What couldn’t you live without?

The calming influence of my husband!

Dream purchase?

My dreams aren’t generally very materialistic… Maybe a Craigie Aitchison ‘Crucifixion’ painting?

Favourite movie?

Another tough question! There are so many… After Life (Hirokazu Koreeda), The Colour of Paradise (Majid Majidi), The Band’s Visit (Eran Kolirin)… My favourite movies of last year were Of Gods & Men (Xavier Beauvois), and A Single Man (Tom Ford).

Favourite European city and why?

London of course! Paris and Rome are other obvious choices for me as I know them well, but as I’m sure most people will already name these, I’ll just put a ‘shout out’ in for Ghent where I went to the Flanders Festival a few years ago (a wonderfully eclectic mix of classical music and the performing arts) – it’s as equally picturesque as its more touristy neighbour Bruges. I think Belgium is very under-rated – its people are friendly and unassuming and it has great food and drink.

How do you stay motivated?

Very easily… At each performance when I see the artistic results of what our creative teams have worked tirelessly towards, the dedication of the Blue Elephant team in promoting that work and good feedback from audience members, I know all the hard effort is worthwhile.

Desert island book?

Graham Greene’s The Power and the Glory.

Favourite bar?

I like bars where I can do something cultural first (so I don’t feel so guilty when I spend the rest of the night drinking…!). In Manchester, where I’m from originally, I love the Cornerhouse, and in London I like the Young Vic bar and that at Tate Modern with its view overlooking the Thames. The National Gallery Café is also a great place where you can easily get a seat on a Friday or Saturday night; very rare for central London.

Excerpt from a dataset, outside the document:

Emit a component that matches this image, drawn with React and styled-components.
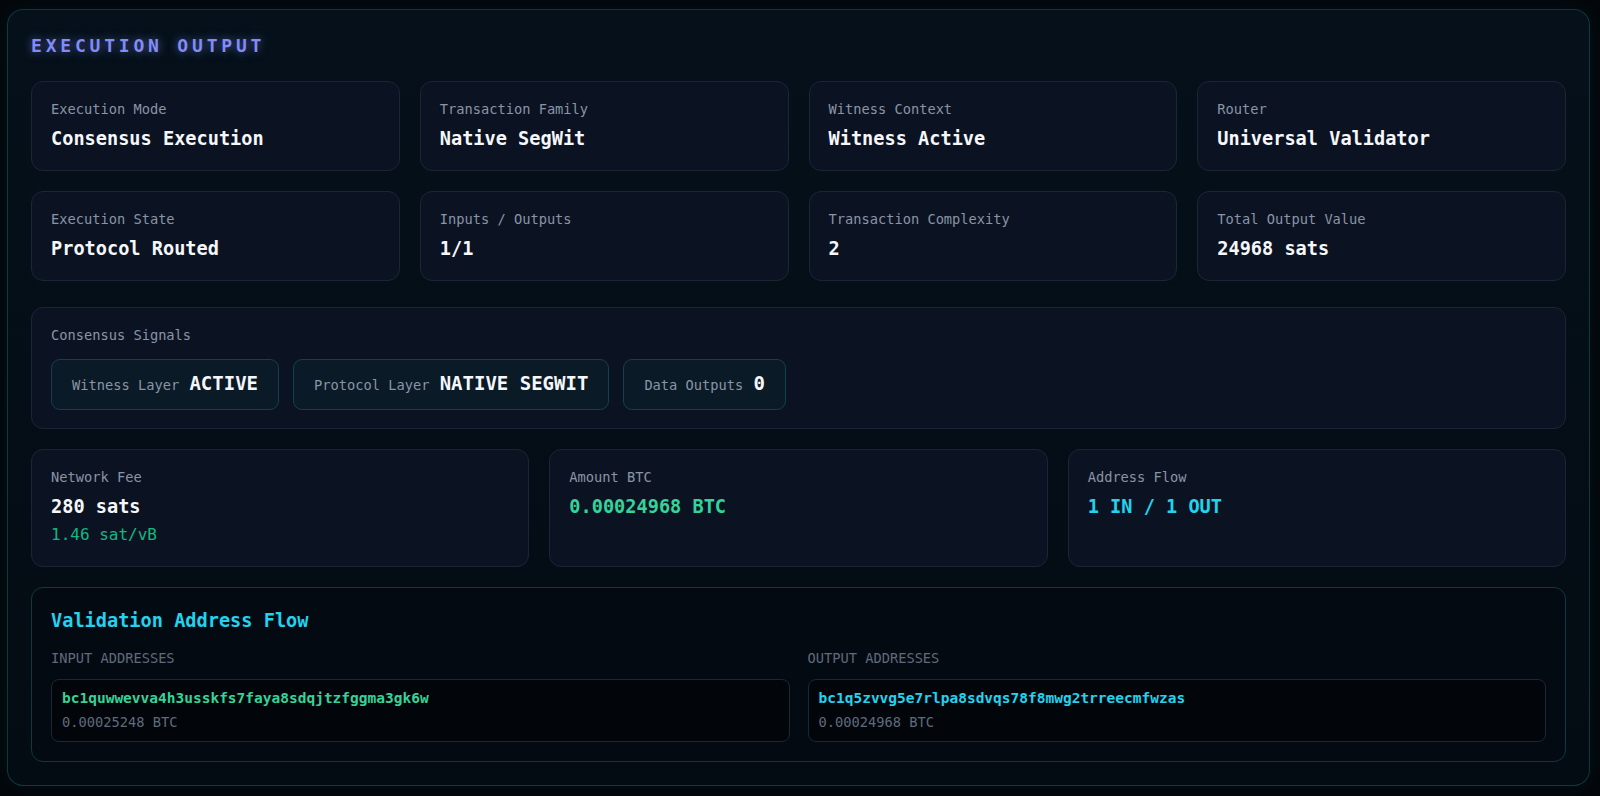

Where do you see yourself in five years?

I’m keeping my fingers crossed that despite the economic climate, financial and public support for the arts continues… So I hope I’ll still have a job in the arts come then!

Can you run in heels?

I know I can run as I’ve been told that I never seem to walk anywhere! But I don’t know if I can do so in heels… I generally wear ballerina pumps or run around the theatre barefoot!